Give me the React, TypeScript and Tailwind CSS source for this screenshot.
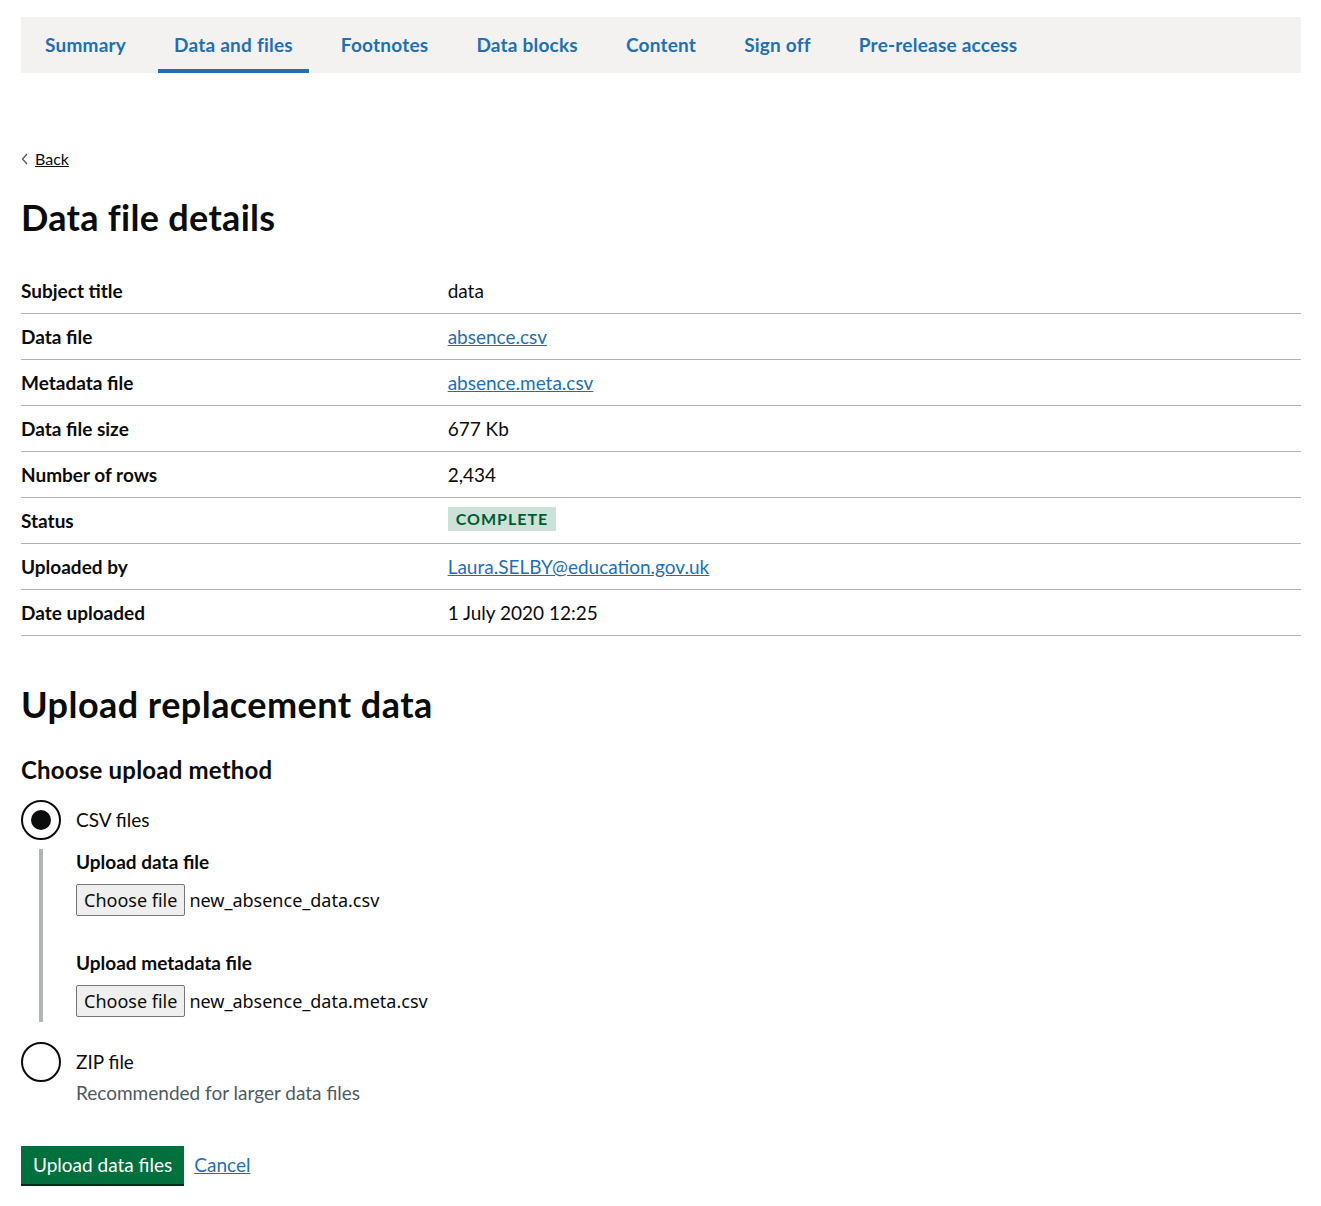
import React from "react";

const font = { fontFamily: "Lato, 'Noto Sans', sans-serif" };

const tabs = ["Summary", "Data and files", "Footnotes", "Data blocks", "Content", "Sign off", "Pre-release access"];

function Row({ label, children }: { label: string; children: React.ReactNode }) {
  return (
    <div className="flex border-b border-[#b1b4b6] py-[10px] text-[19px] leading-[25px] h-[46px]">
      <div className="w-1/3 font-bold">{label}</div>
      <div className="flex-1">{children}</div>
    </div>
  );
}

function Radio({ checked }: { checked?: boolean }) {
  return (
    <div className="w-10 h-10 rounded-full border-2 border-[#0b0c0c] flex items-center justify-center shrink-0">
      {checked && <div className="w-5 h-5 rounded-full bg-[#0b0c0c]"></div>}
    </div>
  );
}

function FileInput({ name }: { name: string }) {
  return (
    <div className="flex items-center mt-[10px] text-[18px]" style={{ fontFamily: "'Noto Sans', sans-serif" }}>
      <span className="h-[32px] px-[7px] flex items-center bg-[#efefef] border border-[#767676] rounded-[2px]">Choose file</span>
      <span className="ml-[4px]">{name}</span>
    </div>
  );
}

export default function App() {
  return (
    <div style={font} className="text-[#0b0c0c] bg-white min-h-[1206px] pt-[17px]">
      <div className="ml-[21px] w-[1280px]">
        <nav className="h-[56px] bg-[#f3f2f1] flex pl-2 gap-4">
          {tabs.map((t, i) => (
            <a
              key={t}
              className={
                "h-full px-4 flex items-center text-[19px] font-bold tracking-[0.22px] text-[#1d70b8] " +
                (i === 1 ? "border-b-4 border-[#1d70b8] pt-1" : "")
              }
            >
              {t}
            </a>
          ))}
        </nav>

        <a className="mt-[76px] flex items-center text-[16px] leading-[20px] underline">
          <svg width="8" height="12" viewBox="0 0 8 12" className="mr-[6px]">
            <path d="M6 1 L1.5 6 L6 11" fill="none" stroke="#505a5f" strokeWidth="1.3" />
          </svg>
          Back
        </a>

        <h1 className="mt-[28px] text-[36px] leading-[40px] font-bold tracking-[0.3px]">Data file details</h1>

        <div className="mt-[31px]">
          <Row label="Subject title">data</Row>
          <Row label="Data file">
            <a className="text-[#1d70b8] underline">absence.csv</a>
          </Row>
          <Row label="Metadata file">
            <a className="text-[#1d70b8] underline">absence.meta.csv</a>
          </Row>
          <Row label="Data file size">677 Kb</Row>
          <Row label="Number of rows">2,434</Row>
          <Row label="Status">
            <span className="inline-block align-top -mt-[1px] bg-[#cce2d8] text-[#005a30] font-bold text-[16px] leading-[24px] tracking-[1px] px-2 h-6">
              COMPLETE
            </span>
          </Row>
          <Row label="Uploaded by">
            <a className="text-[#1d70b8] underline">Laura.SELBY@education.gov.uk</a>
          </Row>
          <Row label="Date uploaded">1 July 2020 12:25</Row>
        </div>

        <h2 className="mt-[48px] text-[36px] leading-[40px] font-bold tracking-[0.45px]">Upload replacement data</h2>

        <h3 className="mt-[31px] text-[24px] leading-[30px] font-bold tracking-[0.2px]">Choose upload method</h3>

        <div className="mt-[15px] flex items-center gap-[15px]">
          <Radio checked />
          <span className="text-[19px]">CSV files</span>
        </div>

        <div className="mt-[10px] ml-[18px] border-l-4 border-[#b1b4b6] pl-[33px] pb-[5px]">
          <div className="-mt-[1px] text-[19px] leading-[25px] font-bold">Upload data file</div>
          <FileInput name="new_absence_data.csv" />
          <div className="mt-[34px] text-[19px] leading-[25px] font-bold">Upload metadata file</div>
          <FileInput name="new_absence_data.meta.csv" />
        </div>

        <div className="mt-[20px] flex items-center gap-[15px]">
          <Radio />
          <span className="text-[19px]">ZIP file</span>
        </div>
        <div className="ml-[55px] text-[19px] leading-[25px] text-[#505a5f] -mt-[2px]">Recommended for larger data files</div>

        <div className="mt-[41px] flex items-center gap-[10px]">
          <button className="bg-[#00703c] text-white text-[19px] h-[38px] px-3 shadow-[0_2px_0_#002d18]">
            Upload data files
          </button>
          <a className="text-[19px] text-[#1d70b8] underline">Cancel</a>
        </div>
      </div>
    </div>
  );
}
= = = =
*What the task requires*. From the material above, copy everything exactly but the pictures.

*Result of this task*.
Give me the React, TypeScript and Tailwind CSS source for this screenshot.
import React from "react";

const font = { fontFamily: "Lato, 'Noto Sans', sans-serif" };

const tabs = ["Summary", "Data and files", "Footnotes", "Data blocks", "Content", "Sign off", "Pre-release access"];

function Row({ label, children }: { label: string; children: React.ReactNode }) {
  return (
    <div className="flex border-b border-[#b1b4b6] py-[10px] text-[19px] leading-[25px] h-[46px]">
      <div className="w-1/3 font-bold">{label}</div>
      <div className="flex-1">{children}</div>
    </div>
  );
}

function Radio({ checked }: { checked?: boolean }) {
  return (
    <div className="w-10 h-10 rounded-full border-2 border-[#0b0c0c] flex items-center justify-center shrink-0">
      {checked && <div className="w-5 h-5 rounded-full bg-[#0b0c0c]"></div>}
    </div>
  );
}

function FileInput({ name }: { name: string }) {
  return (
    <div className="flex items-center mt-[10px] text-[18px]" style={{ fontFamily: "'Noto Sans', sans-serif" }}>
      <span className="h-[32px] px-[7px] flex items-center bg-[#efefef] border border-[#767676] rounded-[2px]">Choose file</span>
      <span className="ml-[4px]">{name}</span>
    </div>
  );
}

export default function App() {
  return (
    <div style={font} className="text-[#0b0c0c] bg-white min-h-[1206px] pt-[17px]">
      <div className="ml-[21px] w-[1280px]">
        <nav className="h-[56px] bg-[#f3f2f1] flex pl-2 gap-4">
          {tabs.map((t, i) => (
            <a
              key={t}
              className={
                "h-full px-4 flex items-center text-[19px] font-bold tracking-[0.22px] text-[#1d70b8] " +
                (i === 1 ? "border-b-4 border-[#1d70b8] pt-1" : "")
              }
            >
              {t}
            </a>
          ))}
        </nav>

        <a className="mt-[76px] flex items-center text-[16px] leading-[20px] underline">
          <svg width="8" height="12" viewBox="0 0 8 12" className="mr-[6px]">
            <path d="M6 1 L1.5 6 L6 11" fill="none" stroke="#505a5f" strokeWidth="1.3" />
          </svg>
          Back
        </a>

        <h1 className="mt-[28px] text-[36px] leading-[40px] font-bold tracking-[0.3px]">Data file details</h1>

        <div className="mt-[31px]">
          <Row label="Subject title">data</Row>
          <Row label="Data file">
            <a className="text-[#1d70b8] underline">absence.csv</a>
          </Row>
          <Row label="Metadata file">
            <a className="text-[#1d70b8] underline">absence.meta.csv</a>
          </Row>
          <Row label="Data file size">677 Kb</Row>
          <Row label="Number of rows">2,434</Row>
          <Row label="Status">
            <span className="inline-block align-top -mt-[1px] bg-[#cce2d8] text-[#005a30] font-bold text-[16px] leading-[24px] tracking-[1px] px-2 h-6">
              COMPLETE
            </span>
          </Row>
          <Row label="Uploaded by">
            <a className="text-[#1d70b8] underline">Laura.SELBY@education.gov.uk</a>
          </Row>
          <Row label="Date uploaded">1 July 2020 12:25</Row>
        </div>

        <h2 className="mt-[48px] text-[36px] leading-[40px] font-bold tracking-[0.45px]">Upload replacement data</h2>

        <h3 className="mt-[31px] text-[24px] leading-[30px] font-bold tracking-[0.2px]">Choose upload method</h3>

        <div className="mt-[15px] flex items-center gap-[15px]">
          <Radio checked />
          <span className="text-[19px]">CSV files</span>
        </div>

        <div className="mt-[10px] ml-[18px] border-l-4 border-[#b1b4b6] pl-[33px] pb-[5px]">
          <div className="-mt-[1px] text-[19px] leading-[25px] font-bold">Upload data file</div>
          <FileInput name="new_absence_data.csv" />
          <div className="mt-[34px] text-[19px] leading-[25px] font-bold">Upload metadata file</div>
          <FileInput name="new_absence_data.meta.csv" />
        </div>

        <div className="mt-[20px] flex items-center gap-[15px]">
          <Radio />
          <span className="text-[19px]">ZIP file</span>
        </div>
        <div className="ml-[55px] text-[19px] leading-[25px] text-[#505a5f] -mt-[2px]">Recommended for larger data files</div>

        <div className="mt-[41px] flex items-center gap-[10px]">
          <button className="bg-[#00703c] text-white text-[19px] h-[38px] px-3 shadow-[0_2px_0_#002d18]">
            Upload data files
          </button>
          <a className="text-[19px] text-[#1d70b8] underline">Cancel</a>
        </div>
      </div>
    </div>
  );
}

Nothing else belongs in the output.